### PROBLEM DETAILS
Pick out all lines of the entries that include the word "Reproduce" and copy them.

### SUPPLIED ENTRIES
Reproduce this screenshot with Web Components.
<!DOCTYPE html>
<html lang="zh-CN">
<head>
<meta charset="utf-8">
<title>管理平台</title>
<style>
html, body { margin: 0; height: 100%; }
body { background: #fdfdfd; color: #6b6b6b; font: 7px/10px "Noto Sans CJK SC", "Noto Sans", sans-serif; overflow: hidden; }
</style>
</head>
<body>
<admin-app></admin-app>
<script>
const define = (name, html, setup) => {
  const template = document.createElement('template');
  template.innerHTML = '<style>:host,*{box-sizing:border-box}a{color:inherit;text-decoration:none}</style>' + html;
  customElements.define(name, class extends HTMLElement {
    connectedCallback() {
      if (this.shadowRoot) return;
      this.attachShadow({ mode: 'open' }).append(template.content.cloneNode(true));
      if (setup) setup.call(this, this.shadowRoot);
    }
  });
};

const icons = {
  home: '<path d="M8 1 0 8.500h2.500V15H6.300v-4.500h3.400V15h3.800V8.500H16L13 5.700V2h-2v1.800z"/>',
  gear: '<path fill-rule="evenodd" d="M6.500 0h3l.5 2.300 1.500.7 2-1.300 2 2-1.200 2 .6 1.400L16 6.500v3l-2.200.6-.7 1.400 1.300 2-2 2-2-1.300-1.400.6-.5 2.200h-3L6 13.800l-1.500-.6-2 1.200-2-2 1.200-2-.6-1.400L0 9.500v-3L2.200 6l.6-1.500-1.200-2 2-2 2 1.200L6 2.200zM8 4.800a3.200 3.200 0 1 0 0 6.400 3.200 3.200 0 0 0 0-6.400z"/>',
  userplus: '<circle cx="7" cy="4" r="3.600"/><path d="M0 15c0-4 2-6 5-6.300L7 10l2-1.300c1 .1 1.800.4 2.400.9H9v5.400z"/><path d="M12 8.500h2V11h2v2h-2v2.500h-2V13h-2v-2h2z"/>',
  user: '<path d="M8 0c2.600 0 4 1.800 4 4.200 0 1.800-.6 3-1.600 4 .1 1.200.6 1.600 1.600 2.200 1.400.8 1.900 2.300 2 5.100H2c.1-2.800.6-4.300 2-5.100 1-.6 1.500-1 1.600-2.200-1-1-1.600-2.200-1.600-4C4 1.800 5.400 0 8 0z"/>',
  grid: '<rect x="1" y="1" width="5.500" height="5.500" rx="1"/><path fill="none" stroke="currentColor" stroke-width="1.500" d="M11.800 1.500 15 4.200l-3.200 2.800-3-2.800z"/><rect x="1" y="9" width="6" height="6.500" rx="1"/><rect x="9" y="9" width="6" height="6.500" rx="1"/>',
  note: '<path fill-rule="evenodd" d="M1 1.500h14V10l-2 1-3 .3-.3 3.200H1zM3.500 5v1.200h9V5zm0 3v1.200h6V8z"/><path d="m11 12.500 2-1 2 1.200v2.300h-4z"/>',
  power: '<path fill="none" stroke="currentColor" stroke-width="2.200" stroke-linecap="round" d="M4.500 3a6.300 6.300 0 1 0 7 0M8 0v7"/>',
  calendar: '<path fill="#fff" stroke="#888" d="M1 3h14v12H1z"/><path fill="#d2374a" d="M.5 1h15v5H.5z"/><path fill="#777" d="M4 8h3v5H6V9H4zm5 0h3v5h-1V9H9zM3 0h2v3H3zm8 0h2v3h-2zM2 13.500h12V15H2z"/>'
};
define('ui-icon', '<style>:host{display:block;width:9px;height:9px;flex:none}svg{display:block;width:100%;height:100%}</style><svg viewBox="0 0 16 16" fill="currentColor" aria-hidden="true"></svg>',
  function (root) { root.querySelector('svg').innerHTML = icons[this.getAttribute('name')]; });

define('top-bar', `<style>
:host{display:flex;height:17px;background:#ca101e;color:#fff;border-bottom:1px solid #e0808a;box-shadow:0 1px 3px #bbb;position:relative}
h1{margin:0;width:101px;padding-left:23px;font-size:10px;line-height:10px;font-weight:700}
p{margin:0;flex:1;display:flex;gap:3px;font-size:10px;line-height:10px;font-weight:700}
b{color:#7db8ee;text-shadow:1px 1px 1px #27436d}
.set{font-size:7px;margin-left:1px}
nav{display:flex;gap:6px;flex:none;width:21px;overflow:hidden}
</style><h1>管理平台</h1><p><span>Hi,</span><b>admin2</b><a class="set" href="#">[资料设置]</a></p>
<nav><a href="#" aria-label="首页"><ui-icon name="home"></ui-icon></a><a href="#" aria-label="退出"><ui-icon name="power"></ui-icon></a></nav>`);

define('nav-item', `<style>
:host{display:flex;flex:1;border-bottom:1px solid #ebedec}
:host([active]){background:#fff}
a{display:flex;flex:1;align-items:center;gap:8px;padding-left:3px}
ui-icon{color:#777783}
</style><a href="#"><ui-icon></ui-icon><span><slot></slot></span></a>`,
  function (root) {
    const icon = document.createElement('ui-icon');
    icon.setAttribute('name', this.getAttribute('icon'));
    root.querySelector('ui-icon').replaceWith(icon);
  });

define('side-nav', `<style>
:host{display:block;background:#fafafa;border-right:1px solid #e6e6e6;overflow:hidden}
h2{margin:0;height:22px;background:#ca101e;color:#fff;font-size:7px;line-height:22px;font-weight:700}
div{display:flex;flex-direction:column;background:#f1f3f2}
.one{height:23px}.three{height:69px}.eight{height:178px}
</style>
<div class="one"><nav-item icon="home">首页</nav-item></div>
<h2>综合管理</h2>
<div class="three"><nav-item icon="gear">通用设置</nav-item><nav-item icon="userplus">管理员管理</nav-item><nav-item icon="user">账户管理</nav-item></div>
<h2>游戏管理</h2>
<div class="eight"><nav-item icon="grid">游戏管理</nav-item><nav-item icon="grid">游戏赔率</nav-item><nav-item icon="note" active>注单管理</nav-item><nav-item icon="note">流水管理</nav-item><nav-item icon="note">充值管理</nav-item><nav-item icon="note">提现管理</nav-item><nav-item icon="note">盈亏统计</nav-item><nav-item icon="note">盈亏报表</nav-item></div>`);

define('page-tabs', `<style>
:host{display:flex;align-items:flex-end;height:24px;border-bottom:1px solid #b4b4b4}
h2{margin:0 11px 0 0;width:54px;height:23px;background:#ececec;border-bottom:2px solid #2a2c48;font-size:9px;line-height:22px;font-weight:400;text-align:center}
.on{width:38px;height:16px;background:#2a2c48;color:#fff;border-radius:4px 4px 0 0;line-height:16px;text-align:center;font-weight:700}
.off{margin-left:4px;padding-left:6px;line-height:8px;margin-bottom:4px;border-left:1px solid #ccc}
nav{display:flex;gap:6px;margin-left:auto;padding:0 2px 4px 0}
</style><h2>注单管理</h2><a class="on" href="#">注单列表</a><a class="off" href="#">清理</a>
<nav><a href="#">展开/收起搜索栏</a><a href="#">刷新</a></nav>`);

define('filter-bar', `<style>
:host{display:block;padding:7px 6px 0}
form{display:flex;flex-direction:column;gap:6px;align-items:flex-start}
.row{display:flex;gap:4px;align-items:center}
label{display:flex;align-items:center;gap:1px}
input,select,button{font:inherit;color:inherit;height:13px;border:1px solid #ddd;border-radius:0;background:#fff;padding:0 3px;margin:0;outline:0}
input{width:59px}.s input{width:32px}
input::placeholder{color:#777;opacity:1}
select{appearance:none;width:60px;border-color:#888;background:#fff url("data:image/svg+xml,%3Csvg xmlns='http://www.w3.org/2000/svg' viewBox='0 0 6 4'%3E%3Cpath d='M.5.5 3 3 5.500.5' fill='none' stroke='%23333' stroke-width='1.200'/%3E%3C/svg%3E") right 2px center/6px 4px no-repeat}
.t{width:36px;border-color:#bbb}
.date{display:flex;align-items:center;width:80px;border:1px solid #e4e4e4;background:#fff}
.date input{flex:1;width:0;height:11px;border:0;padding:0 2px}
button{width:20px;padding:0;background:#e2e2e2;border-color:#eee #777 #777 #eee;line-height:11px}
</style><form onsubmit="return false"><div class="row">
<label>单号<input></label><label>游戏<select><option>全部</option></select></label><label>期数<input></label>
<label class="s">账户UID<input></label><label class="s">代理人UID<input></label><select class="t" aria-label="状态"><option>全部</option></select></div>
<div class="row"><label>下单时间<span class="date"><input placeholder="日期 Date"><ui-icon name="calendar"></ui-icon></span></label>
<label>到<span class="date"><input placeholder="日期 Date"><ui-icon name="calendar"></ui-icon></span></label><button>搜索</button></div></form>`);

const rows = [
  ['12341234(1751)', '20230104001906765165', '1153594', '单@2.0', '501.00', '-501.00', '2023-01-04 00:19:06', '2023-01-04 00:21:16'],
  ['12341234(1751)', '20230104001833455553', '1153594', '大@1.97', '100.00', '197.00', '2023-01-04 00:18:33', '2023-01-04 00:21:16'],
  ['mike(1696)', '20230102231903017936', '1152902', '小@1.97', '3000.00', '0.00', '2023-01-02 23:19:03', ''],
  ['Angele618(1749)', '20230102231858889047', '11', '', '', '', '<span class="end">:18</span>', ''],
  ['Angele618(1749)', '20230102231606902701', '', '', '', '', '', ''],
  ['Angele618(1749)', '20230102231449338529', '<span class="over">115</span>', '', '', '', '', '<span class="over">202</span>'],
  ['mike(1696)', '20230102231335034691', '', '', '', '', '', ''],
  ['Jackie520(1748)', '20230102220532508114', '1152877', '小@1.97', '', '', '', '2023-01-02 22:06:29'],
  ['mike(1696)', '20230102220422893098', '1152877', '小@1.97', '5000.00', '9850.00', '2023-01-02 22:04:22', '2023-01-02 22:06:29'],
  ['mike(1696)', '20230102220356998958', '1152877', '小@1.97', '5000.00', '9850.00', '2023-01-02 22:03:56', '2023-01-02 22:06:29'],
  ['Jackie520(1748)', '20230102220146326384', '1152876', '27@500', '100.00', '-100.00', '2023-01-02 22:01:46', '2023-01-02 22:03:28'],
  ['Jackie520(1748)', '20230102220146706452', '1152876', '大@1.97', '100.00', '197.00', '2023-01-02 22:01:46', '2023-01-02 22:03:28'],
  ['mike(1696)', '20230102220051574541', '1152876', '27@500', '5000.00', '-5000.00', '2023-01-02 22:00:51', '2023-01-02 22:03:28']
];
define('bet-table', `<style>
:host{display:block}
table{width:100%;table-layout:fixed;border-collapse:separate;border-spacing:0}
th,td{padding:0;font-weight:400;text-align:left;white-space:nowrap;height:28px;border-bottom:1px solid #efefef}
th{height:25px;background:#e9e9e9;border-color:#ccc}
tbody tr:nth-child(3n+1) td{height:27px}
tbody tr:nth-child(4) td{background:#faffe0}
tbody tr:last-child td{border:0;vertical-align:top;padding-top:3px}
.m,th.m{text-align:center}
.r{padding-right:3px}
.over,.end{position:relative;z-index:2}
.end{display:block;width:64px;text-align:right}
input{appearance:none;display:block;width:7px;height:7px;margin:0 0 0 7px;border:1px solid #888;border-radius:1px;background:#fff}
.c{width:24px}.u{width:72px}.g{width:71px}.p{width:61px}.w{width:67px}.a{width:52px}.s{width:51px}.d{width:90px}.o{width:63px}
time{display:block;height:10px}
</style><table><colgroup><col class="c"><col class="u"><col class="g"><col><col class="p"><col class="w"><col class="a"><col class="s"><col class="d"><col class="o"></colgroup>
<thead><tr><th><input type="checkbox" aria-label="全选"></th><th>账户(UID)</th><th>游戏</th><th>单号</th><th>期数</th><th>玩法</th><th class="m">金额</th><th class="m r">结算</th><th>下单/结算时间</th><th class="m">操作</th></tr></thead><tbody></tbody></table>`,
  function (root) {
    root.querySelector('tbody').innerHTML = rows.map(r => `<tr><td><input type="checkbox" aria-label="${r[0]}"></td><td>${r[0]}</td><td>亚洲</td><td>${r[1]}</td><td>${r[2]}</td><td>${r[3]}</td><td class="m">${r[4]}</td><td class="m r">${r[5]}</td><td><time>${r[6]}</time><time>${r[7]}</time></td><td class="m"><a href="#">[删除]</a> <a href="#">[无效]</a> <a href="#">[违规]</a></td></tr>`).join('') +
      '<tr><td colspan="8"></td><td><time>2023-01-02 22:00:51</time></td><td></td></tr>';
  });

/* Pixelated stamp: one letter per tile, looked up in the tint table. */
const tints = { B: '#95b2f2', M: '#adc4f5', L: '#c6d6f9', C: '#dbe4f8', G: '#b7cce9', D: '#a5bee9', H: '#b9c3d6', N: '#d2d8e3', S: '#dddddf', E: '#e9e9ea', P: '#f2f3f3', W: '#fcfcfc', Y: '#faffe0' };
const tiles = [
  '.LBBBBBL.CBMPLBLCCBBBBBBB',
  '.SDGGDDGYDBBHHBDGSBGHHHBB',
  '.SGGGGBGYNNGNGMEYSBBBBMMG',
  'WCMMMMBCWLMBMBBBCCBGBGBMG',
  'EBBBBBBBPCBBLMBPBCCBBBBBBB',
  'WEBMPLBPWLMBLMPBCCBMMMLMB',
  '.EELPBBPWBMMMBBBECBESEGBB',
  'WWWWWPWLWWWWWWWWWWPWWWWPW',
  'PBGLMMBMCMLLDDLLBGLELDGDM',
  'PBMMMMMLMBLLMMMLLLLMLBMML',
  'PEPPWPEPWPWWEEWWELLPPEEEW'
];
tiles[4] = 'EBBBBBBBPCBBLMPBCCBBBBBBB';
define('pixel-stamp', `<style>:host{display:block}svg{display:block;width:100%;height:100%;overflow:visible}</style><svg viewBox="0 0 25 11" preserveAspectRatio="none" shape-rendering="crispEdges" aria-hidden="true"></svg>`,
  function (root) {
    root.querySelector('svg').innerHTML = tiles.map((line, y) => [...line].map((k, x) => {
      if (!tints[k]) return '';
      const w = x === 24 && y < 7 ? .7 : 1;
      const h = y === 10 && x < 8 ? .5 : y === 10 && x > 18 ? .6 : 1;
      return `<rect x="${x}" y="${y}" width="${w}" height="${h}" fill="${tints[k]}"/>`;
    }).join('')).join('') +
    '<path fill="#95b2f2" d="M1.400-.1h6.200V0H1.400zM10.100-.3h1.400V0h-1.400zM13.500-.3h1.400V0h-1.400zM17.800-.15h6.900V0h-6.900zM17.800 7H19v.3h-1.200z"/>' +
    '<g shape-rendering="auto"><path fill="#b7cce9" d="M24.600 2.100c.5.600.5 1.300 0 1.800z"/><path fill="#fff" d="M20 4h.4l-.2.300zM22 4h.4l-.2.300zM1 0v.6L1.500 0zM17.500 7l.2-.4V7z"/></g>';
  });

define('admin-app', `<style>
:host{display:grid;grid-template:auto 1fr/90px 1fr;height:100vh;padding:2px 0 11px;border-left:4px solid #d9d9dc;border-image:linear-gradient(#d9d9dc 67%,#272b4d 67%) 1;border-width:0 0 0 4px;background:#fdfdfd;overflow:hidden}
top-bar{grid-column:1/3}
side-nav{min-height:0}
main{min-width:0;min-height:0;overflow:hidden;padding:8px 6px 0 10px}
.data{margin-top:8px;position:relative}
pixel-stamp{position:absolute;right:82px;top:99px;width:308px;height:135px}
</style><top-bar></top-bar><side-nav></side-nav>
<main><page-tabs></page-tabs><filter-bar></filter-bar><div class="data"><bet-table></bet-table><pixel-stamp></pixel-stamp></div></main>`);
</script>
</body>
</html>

---

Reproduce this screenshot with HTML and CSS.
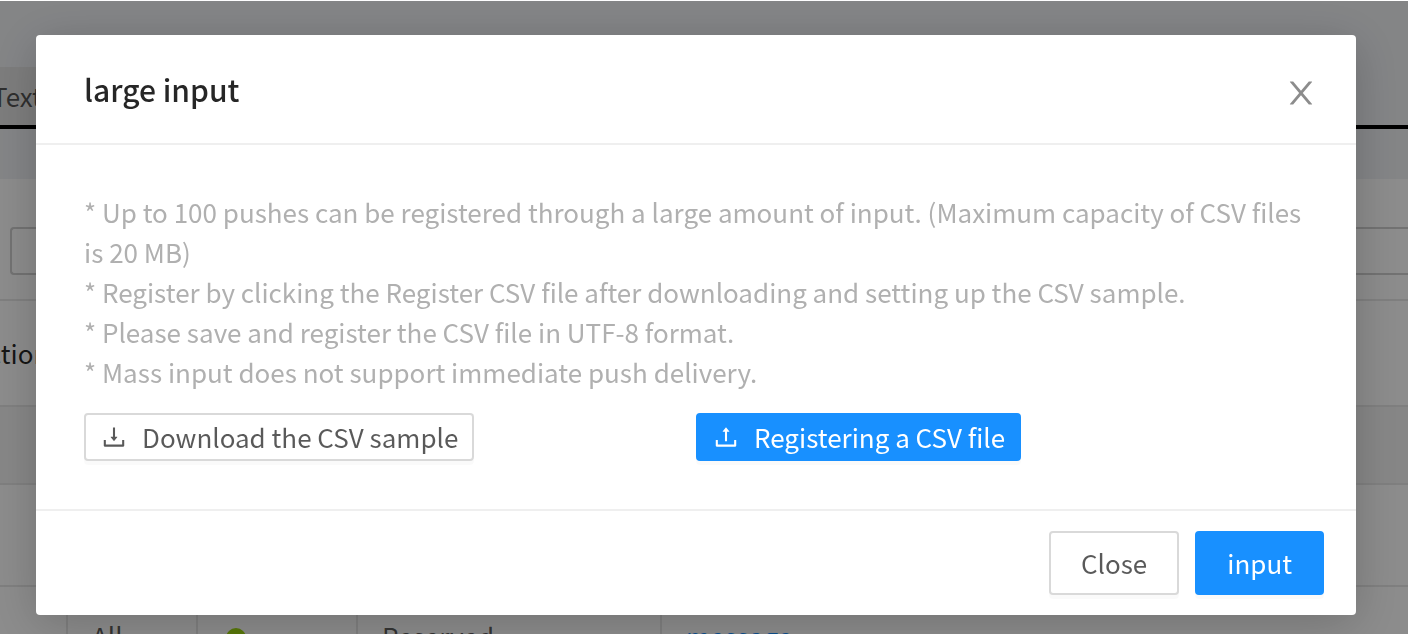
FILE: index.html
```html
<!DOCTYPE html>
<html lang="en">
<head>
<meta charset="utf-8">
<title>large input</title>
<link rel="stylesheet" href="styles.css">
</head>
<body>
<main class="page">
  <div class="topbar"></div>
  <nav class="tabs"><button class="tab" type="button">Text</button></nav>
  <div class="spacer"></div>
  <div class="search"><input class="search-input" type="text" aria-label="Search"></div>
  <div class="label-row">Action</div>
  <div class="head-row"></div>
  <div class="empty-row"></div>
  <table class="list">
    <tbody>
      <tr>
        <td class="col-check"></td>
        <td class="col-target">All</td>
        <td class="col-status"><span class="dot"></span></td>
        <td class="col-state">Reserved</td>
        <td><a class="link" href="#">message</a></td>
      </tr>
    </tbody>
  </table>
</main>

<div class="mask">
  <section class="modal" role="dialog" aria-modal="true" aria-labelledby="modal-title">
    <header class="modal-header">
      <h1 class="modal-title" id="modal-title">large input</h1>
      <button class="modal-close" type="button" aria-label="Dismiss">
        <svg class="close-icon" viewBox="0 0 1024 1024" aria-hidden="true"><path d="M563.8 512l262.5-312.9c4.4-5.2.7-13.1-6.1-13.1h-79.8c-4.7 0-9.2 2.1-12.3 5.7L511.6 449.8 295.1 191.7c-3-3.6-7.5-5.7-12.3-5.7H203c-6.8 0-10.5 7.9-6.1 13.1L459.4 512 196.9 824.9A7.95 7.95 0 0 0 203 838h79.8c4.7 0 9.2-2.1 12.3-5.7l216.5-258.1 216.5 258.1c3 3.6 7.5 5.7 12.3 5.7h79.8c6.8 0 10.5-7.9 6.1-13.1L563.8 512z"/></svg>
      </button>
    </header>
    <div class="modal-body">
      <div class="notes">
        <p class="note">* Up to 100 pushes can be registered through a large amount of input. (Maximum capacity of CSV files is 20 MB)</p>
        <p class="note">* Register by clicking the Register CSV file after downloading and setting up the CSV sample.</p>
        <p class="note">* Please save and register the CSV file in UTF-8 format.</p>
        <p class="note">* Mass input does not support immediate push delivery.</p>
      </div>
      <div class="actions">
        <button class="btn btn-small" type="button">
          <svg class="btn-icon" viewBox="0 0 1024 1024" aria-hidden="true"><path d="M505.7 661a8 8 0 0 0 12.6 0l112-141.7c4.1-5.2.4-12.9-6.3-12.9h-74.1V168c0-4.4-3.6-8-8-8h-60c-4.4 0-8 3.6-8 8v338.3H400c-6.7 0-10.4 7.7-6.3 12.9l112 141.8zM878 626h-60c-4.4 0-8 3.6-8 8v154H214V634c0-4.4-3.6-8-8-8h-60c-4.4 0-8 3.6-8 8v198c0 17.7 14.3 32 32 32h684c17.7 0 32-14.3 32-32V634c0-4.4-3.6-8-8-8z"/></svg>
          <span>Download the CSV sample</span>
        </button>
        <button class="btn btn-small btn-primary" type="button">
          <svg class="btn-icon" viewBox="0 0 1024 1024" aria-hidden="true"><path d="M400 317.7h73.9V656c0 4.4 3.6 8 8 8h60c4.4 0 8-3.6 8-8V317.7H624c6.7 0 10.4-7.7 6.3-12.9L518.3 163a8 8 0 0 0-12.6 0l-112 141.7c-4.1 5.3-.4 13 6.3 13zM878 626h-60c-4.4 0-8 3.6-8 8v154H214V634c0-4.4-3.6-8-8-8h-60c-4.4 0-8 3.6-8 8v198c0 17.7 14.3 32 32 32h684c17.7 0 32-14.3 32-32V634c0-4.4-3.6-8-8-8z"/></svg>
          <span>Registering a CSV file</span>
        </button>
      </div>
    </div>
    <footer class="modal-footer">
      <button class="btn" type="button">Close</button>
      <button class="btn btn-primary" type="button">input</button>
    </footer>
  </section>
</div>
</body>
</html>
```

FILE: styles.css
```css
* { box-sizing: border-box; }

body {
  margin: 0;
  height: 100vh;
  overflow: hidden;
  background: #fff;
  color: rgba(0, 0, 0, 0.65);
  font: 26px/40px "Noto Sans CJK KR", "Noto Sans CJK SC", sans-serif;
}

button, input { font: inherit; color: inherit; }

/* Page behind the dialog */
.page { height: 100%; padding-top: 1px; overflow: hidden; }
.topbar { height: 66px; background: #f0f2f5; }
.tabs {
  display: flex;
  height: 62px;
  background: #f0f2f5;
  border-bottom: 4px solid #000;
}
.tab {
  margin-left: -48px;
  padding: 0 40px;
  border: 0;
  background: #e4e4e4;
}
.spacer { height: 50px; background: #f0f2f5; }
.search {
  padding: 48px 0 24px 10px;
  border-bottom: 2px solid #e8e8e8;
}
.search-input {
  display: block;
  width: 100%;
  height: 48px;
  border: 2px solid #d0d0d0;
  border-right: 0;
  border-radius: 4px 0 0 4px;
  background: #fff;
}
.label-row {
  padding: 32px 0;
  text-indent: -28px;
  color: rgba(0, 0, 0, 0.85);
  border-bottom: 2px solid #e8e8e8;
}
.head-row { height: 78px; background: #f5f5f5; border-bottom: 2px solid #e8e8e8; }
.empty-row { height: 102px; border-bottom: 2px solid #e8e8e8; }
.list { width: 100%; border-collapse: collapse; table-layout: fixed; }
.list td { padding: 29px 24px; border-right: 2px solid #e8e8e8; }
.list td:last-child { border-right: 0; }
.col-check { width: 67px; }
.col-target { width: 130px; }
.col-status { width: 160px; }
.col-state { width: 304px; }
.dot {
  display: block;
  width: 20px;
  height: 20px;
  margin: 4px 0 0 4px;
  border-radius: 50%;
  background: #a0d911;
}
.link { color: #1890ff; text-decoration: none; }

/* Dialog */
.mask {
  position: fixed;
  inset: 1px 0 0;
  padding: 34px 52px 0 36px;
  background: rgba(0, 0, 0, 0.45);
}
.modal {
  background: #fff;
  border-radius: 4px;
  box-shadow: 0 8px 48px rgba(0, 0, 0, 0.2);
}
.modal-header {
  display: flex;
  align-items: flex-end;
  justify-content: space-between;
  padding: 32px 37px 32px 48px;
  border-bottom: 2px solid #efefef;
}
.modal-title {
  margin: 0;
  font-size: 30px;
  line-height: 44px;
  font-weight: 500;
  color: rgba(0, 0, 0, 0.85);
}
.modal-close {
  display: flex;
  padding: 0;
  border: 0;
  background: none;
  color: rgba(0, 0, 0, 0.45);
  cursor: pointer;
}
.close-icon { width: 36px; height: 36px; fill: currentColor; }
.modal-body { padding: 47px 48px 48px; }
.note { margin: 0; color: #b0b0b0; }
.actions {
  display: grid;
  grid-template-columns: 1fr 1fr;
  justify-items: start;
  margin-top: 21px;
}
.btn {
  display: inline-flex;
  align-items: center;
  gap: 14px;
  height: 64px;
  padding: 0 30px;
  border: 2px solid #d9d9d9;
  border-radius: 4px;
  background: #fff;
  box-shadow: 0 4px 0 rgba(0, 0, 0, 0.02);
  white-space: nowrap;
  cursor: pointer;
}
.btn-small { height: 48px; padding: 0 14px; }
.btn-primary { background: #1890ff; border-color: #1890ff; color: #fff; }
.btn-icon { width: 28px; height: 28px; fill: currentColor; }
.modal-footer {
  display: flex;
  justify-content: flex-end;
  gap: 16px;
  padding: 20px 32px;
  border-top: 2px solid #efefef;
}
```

### WRITTEN SOLUTION
Reproduce this screenshot with Web Components.
Reproduce this screenshot with HTML and CSS.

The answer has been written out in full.